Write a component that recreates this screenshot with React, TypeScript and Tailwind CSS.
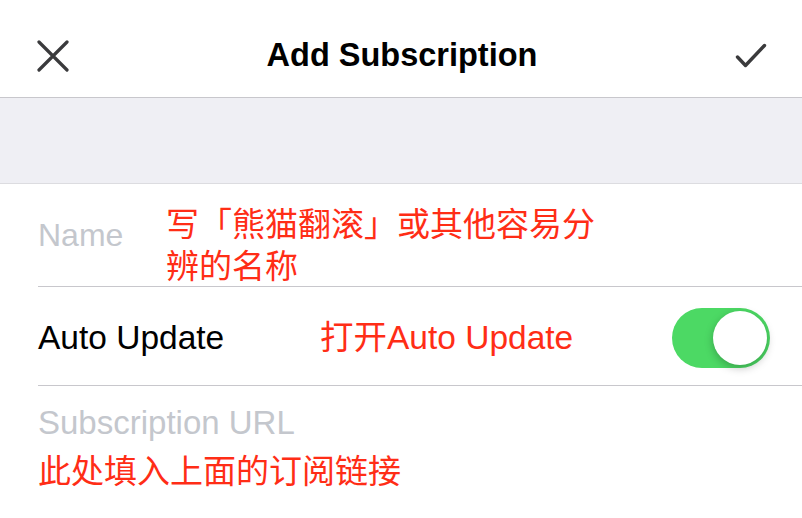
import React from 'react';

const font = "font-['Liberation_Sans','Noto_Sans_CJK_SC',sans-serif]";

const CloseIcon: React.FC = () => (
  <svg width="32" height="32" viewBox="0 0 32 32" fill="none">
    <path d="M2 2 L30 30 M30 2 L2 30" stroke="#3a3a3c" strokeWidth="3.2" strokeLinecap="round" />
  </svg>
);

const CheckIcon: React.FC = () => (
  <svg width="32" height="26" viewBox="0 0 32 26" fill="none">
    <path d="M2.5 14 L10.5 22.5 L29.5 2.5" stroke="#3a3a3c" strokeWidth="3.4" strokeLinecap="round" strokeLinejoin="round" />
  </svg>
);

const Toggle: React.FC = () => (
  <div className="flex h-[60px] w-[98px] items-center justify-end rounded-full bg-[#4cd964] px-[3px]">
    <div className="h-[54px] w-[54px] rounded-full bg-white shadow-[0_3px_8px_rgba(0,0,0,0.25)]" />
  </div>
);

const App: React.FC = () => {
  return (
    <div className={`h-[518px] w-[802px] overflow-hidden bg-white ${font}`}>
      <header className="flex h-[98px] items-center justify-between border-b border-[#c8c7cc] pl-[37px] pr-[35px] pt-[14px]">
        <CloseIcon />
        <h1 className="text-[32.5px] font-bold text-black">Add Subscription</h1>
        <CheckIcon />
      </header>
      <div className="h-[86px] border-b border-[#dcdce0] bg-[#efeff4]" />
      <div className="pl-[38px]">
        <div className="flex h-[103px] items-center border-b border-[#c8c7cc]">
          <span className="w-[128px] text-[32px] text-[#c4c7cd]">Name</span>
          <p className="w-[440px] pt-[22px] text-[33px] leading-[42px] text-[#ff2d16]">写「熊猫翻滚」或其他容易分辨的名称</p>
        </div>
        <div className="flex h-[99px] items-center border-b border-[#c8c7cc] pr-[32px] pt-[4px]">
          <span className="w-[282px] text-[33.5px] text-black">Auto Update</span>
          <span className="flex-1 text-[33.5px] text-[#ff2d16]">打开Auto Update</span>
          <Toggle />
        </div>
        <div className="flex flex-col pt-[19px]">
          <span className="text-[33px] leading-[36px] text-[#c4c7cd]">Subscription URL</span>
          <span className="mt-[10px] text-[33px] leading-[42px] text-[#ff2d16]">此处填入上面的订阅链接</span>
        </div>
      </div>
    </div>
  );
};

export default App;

☆ ☆ ☆

Quote in full the listing given above; the images are to be left out.

Write a component that recreates this screenshot with React, TypeScript and Tailwind CSS.
import React from 'react';

const font = "font-['Liberation_Sans','Noto_Sans_CJK_SC',sans-serif]";

const CloseIcon: React.FC = () => (
  <svg width="32" height="32" viewBox="0 0 32 32" fill="none">
    <path d="M2 2 L30 30 M30 2 L2 30" stroke="#3a3a3c" strokeWidth="3.2" strokeLinecap="round" />
  </svg>
);

const CheckIcon: React.FC = () => (
  <svg width="32" height="26" viewBox="0 0 32 26" fill="none">
    <path d="M2.5 14 L10.5 22.5 L29.5 2.5" stroke="#3a3a3c" strokeWidth="3.4" strokeLinecap="round" strokeLinejoin="round" />
  </svg>
);

const Toggle: React.FC = () => (
  <div className="flex h-[60px] w-[98px] items-center justify-end rounded-full bg-[#4cd964] px-[3px]">
    <div className="h-[54px] w-[54px] rounded-full bg-white shadow-[0_3px_8px_rgba(0,0,0,0.25)]" />
  </div>
);

const App: React.FC = () => {
  return (
    <div className={`h-[518px] w-[802px] overflow-hidden bg-white ${font}`}>
      <header className="flex h-[98px] items-center justify-between border-b border-[#c8c7cc] pl-[37px] pr-[35px] pt-[14px]">
        <CloseIcon />
        <h1 className="text-[32.5px] font-bold text-black">Add Subscription</h1>
        <CheckIcon />
      </header>
      <div className="h-[86px] border-b border-[#dcdce0] bg-[#efeff4]" />
      <div className="pl-[38px]">
        <div className="flex h-[103px] items-center border-b border-[#c8c7cc]">
          <span className="w-[128px] text-[32px] text-[#c4c7cd]">Name</span>
          <p className="w-[440px] pt-[22px] text-[33px] leading-[42px] text-[#ff2d16]">写「熊猫翻滚」或其他容易分辨的名称</p>
        </div>
        <div className="flex h-[99px] items-center border-b border-[#c8c7cc] pr-[32px] pt-[4px]">
          <span className="w-[282px] text-[33.5px] text-black">Auto Update</span>
          <span className="flex-1 text-[33.5px] text-[#ff2d16]">打开Auto Update</span>
          <Toggle />
        </div>
        <div className="flex flex-col pt-[19px]">
          <span className="text-[33px] leading-[36px] text-[#c4c7cd]">Subscription URL</span>
          <span className="mt-[10px] text-[33px] leading-[42px] text-[#ff2d16]">此处填入上面的订阅链接</span>
        </div>
      </div>
    </div>
  );
};

export default App;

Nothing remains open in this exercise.